Your task is to give the listing below back word for word, pictures excluded.

"""

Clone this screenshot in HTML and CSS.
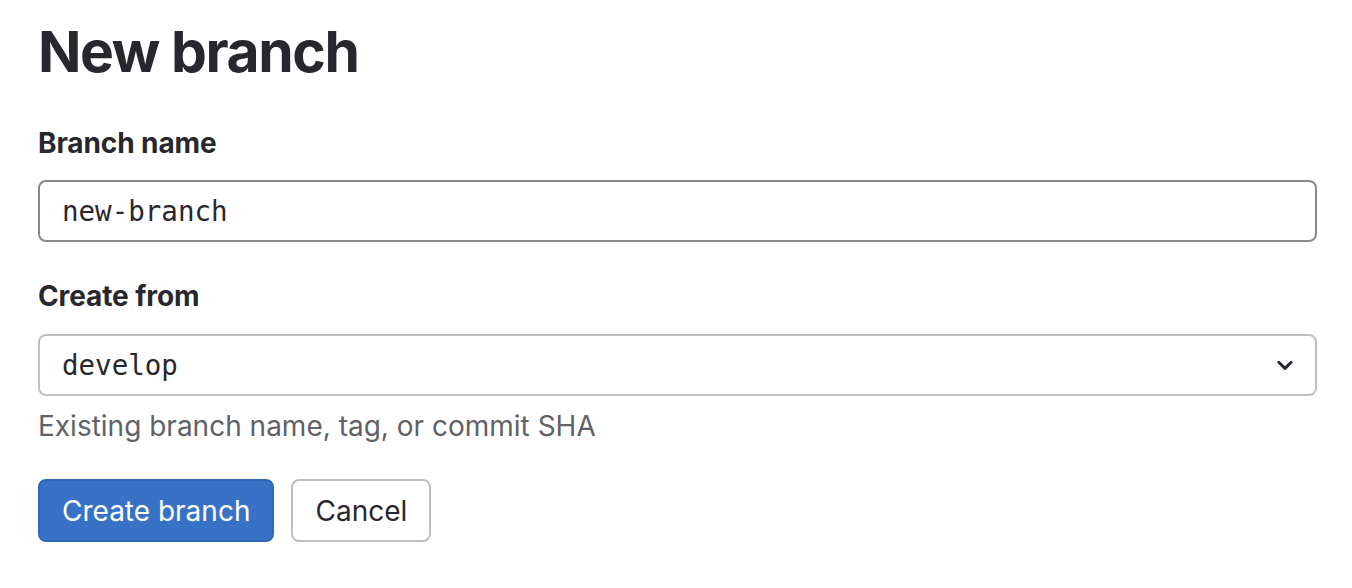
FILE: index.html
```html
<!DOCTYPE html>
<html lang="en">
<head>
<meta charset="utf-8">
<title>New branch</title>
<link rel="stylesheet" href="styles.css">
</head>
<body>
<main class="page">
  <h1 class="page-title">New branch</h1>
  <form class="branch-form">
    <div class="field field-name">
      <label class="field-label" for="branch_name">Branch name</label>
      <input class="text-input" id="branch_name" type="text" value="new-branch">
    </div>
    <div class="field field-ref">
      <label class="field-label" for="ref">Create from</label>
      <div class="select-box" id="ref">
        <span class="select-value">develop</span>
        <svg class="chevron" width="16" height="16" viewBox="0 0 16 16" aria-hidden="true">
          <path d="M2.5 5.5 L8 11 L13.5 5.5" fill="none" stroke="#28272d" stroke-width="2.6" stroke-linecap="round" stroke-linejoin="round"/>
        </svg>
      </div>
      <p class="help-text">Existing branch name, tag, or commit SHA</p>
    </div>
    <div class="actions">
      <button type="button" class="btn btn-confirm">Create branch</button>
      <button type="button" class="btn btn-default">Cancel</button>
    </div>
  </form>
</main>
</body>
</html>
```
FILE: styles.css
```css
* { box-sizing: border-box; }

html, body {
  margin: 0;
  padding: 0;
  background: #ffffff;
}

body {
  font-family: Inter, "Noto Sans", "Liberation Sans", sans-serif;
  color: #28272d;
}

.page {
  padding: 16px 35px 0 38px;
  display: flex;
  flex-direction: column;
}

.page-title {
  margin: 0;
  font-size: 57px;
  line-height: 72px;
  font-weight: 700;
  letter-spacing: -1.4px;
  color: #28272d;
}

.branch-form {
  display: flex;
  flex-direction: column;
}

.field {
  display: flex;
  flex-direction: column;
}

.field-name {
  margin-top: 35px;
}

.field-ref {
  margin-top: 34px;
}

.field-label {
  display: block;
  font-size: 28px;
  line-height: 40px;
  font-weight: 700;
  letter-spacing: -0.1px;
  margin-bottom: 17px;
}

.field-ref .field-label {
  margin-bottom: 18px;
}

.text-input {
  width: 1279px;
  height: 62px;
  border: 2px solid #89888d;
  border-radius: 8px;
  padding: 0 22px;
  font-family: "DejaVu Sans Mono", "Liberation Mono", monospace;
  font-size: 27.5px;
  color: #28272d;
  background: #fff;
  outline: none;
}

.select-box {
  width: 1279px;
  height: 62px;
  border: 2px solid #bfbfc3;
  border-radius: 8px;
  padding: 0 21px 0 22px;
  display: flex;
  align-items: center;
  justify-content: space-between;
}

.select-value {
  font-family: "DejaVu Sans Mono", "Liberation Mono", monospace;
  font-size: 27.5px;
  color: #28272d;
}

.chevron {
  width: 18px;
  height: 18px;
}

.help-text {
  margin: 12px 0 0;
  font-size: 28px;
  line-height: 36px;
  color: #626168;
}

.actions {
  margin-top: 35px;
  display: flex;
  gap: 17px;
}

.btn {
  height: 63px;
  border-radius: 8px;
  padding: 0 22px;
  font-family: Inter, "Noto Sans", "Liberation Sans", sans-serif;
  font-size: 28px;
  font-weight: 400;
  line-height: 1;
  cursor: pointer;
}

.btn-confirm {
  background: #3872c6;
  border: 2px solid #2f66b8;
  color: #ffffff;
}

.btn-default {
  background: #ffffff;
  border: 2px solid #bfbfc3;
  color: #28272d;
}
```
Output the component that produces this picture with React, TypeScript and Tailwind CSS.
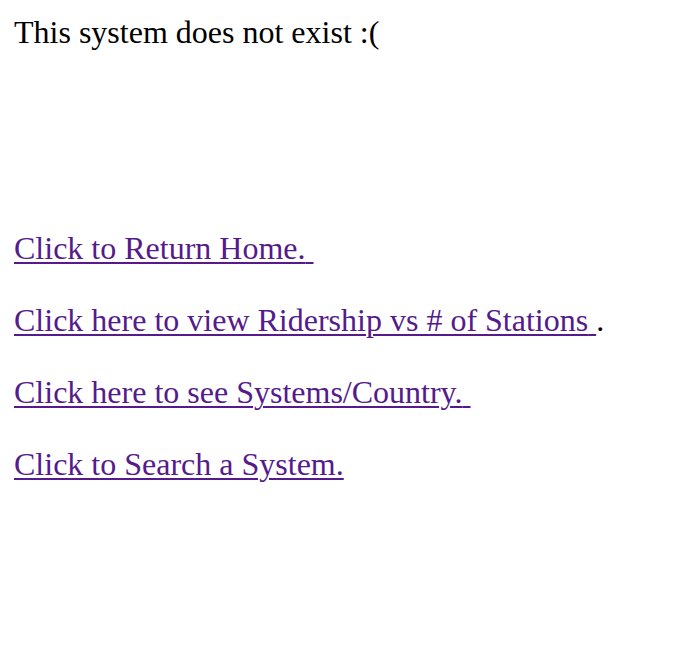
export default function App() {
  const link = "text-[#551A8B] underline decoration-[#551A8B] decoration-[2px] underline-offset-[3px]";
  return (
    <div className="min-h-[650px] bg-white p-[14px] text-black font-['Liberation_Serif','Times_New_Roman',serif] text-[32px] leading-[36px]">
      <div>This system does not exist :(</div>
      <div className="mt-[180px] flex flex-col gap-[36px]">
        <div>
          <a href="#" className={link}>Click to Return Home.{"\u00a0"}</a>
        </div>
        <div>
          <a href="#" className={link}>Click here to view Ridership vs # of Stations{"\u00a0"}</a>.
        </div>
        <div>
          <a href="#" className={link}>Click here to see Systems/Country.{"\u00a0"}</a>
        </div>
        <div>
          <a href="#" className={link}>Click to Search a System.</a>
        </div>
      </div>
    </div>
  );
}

"""

#### SOLUTION BELOW:
Clone this screenshot in HTML and CSS.
FILE: index.html
```html
<!DOCTYPE html>
<html lang="en">
<head>
<meta charset="utf-8">
<title>New branch</title>
<link rel="stylesheet" href="styles.css">
</head>
<body>
<main class="page">
  <h1 class="page-title">New branch</h1>
  <form class="branch-form">
    <div class="field field-name">
      <label class="field-label" for="branch_name">Branch name</label>
      <input class="text-input" id="branch_name" type="text" value="new-branch">
    </div>
    <div class="field field-ref">
      <label class="field-label" for="ref">Create from</label>
      <div class="select-box" id="ref">
        <span class="select-value">develop</span>
        <svg class="chevron" width="16" height="16" viewBox="0 0 16 16" aria-hidden="true">
          <path d="M2.5 5.5 L8 11 L13.5 5.5" fill="none" stroke="#28272d" stroke-width="2.6" stroke-linecap="round" stroke-linejoin="round"/>
        </svg>
      </div>
      <p class="help-text">Existing branch name, tag, or commit SHA</p>
    </div>
    <div class="actions">
      <button type="button" class="btn btn-confirm">Create branch</button>
      <button type="button" class="btn btn-default">Cancel</button>
    </div>
  </form>
</main>
</body>
</html>
```
FILE: styles.css
```css
* { box-sizing: border-box; }

html, body {
  margin: 0;
  padding: 0;
  background: #ffffff;
}

body {
  font-family: Inter, "Noto Sans", "Liberation Sans", sans-serif;
  color: #28272d;
}

.page {
  padding: 16px 35px 0 38px;
  display: flex;
  flex-direction: column;
}

.page-title {
  margin: 0;
  font-size: 57px;
  line-height: 72px;
  font-weight: 700;
  letter-spacing: -1.4px;
  color: #28272d;
}

.branch-form {
  display: flex;
  flex-direction: column;
}

.field {
  display: flex;
  flex-direction: column;
}

.field-name {
  margin-top: 35px;
}

.field-ref {
  margin-top: 34px;
}

.field-label {
  display: block;
  font-size: 28px;
  line-height: 40px;
  font-weight: 700;
  letter-spacing: -0.1px;
  margin-bottom: 17px;
}

.field-ref .field-label {
  margin-bottom: 18px;
}

.text-input {
  width: 1279px;
  height: 62px;
  border: 2px solid #89888d;
  border-radius: 8px;
  padding: 0 22px;
  font-family: "DejaVu Sans Mono", "Liberation Mono", monospace;
  font-size: 27.5px;
  color: #28272d;
  background: #fff;
  outline: none;
}

.select-box {
  width: 1279px;
  height: 62px;
  border: 2px solid #bfbfc3;
  border-radius: 8px;
  padding: 0 21px 0 22px;
  display: flex;
  align-items: center;
  justify-content: space-between;
}

.select-value {
  font-family: "DejaVu Sans Mono", "Liberation Mono", monospace;
  font-size: 27.5px;
  color: #28272d;
}

.chevron {
  width: 18px;
  height: 18px;
}

.help-text {
  margin: 12px 0 0;
  font-size: 28px;
  line-height: 36px;
  color: #626168;
}

.actions {
  margin-top: 35px;
  display: flex;
  gap: 17px;
}

.btn {
  height: 63px;
  border-radius: 8px;
  padding: 0 22px;
  font-family: Inter, "Noto Sans", "Liberation Sans", sans-serif;
  font-size: 28px;
  font-weight: 400;
  line-height: 1;
  cursor: pointer;
}

.btn-confirm {
  background: #3872c6;
  border: 2px solid #2f66b8;
  color: #ffffff;
}

.btn-default {
  background: #ffffff;
  border: 2px solid #bfbfc3;
  color: #28272d;
}
```
Output the component that produces this picture with React, TypeScript and Tailwind CSS.
export default function App() {
  const link = "text-[#551A8B] underline decoration-[#551A8B] decoration-[2px] underline-offset-[3px]";
  return (
    <div className="min-h-[650px] bg-white p-[14px] text-black font-['Liberation_Serif','Times_New_Roman',serif] text-[32px] leading-[36px]">
      <div>This system does not exist :(</div>
      <div className="mt-[180px] flex flex-col gap-[36px]">
        <div>
          <a href="#" className={link}>Click to Return Home.{"\u00a0"}</a>
        </div>
        <div>
          <a href="#" className={link}>Click here to view Ridership vs # of Stations{"\u00a0"}</a>.
        </div>
        <div>
          <a href="#" className={link}>Click here to see Systems/Country.{"\u00a0"}</a>
        </div>
        <div>
          <a href="#" className={link}>Click to Search a System.</a>
        </div>
      </div>
    </div>
  );
}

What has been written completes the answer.